2024-10-09 06:23:12.360176: I tensorflow/core/platform/cpu_feature_guard.cc:210] This TensorFlow binary is optimized to use available CPU instructions in performance-critical operations.
To enable the following instructions: AVX2 AVX_VNNI FMA, in other operations, rebuild TensorFlow with the appropriate compiler flags.
2024-10-09 06:23:12.815496: W tensorflow/compiler/tf2tensorrt/utils/py_utils.cc:38] TF-TRT Warning: Could not find TensorRT
/usr/lib/python3/dist-packages/requests/__init__.py:89: RequestsDependencyWarning: urllib3 (2.0.7) or chardet (3.0.4) doesn't match a supported version!
  warnings.warn("urllib3 ({}) or chardet ({}) doesn't match a supported "
>>> import onnx
>>> paddle.__version__
'3.0.0-beta1'
>>> torch.__version__
'2.4.1+cu121'
>>> tensorflow.__version__
'2.16.1'
>>> onnx.__version__
'1.17.0'

有个小问题,基础 docker 里面的 python 是 3.9 ,不是 Paddle 支持的最低 3.8 ~ 不过问题也不大,我这里就沿用了 ~

但是,Caffe 没有在 Dockerfile 的配置中,这个是咋配置的?

CI 里面我看 PyTorch 跟其他几个是分开测试的,不太清楚我这里脚本有木有问题,先提交一下看看吧 ~

另外,后面修改的时候,不能保证上面所有框架的最新版本都能通过,中间如果实在适配困难,可能需要再修改一下 Dockerfile ~

关联:https://github.com/PaddlePaddle/X2Paddle/issues/1060

@luotao1 请评审 ~

下面的文字请保留在PR说明的最后面,并在提完PR后,根据实际情况勾选确认以下情况

Please check the follow step before merging this pull request

If this PR add new model support, please update model_zoo.md and add model to out test model zoos(@luotao1 )

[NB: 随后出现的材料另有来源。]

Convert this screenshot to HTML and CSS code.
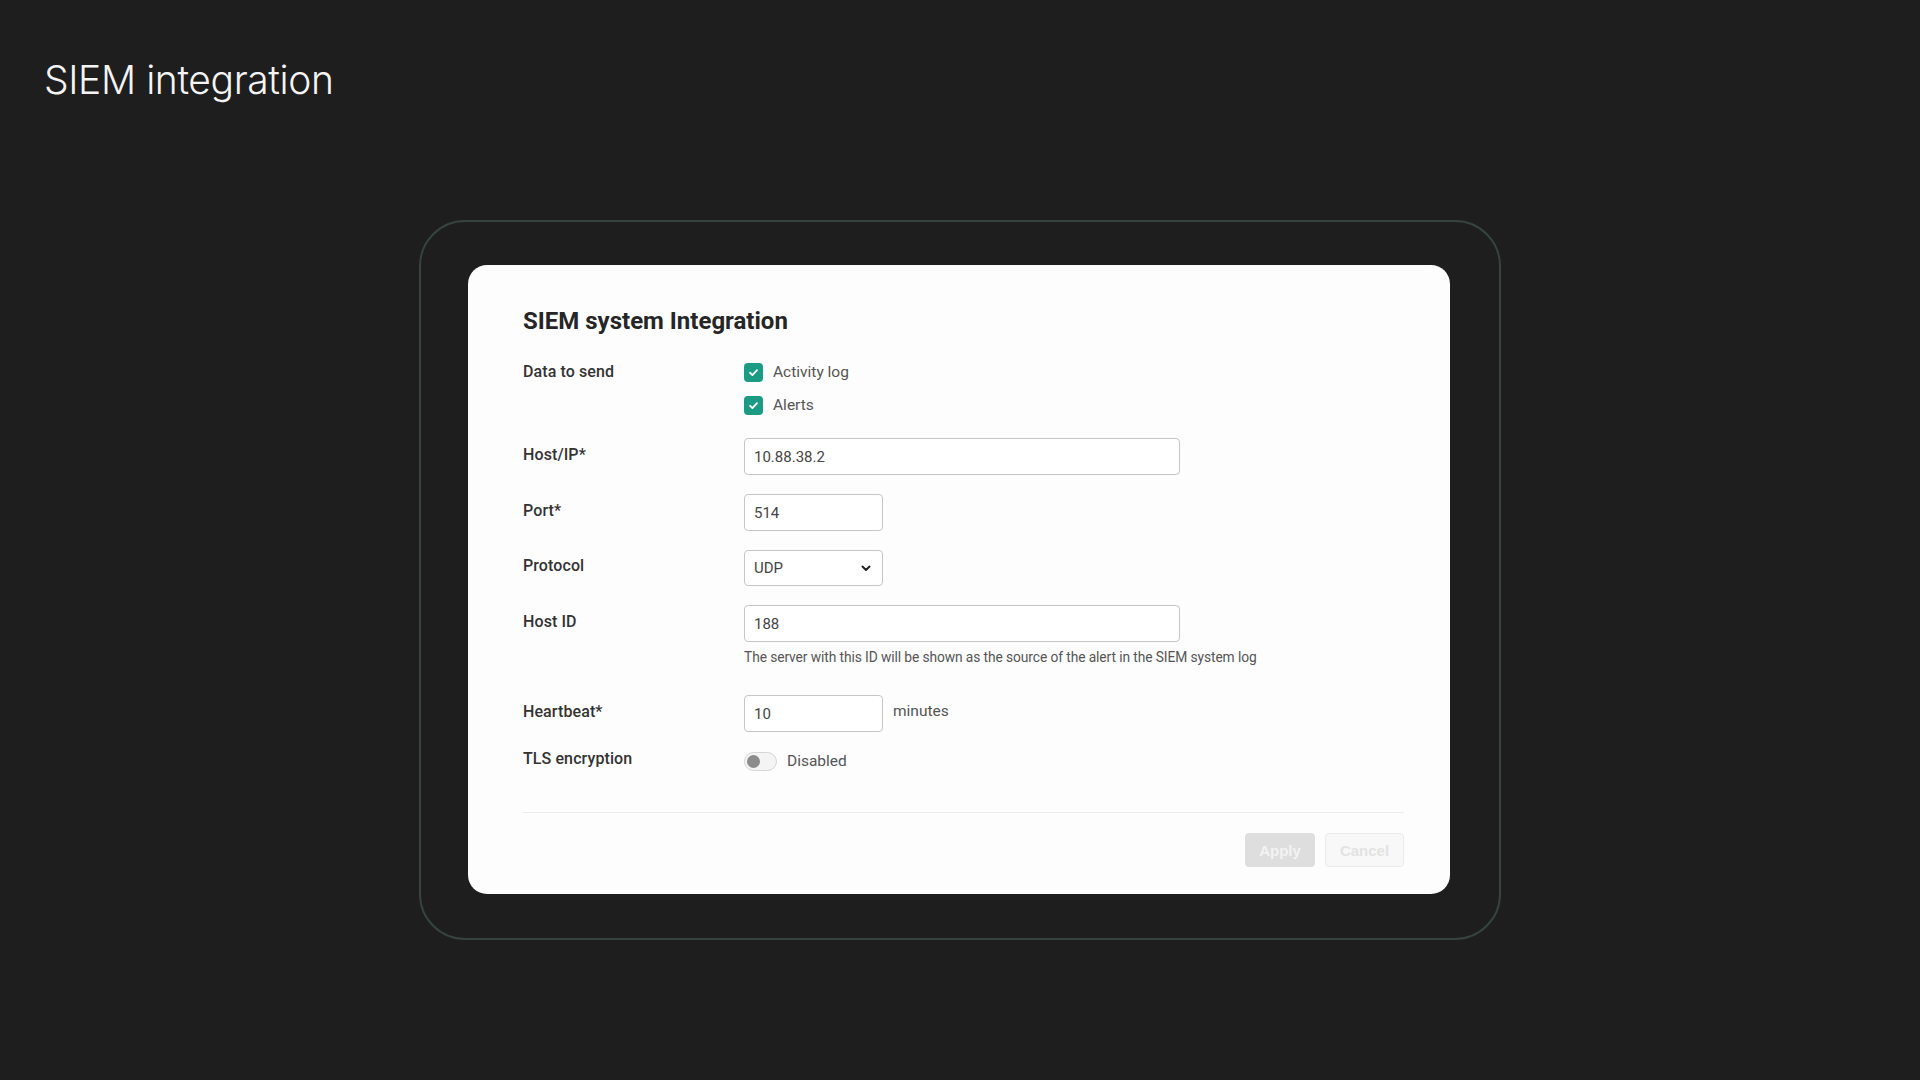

megemini commented 1 month ago

Update 20241011

megemini commented 1 month ago

Update 20241016

CI 服务器上的 cuda 应该是 11.2 ,参考之前的日志:

2024-10-13 20:08:04 LD_LIBRARY_PATH=/usr/local/cuda-11.2/targets/x86_64-linux/lib:/usr/local/nvidia/lib:/usr/local/nvidia/lib64

麻烦再构建一下镜像试试吧 😅😅😅

@luotao1

luotao1 commented 1 month ago

可以回退到上一个commit,路径里export下即可 export LD_LIBRARY_PATH=$LD_LIBRARY_PATH:/usr/local/cuda-11.8/compat

镜像我先不重新生成了,我在CI配置里加这句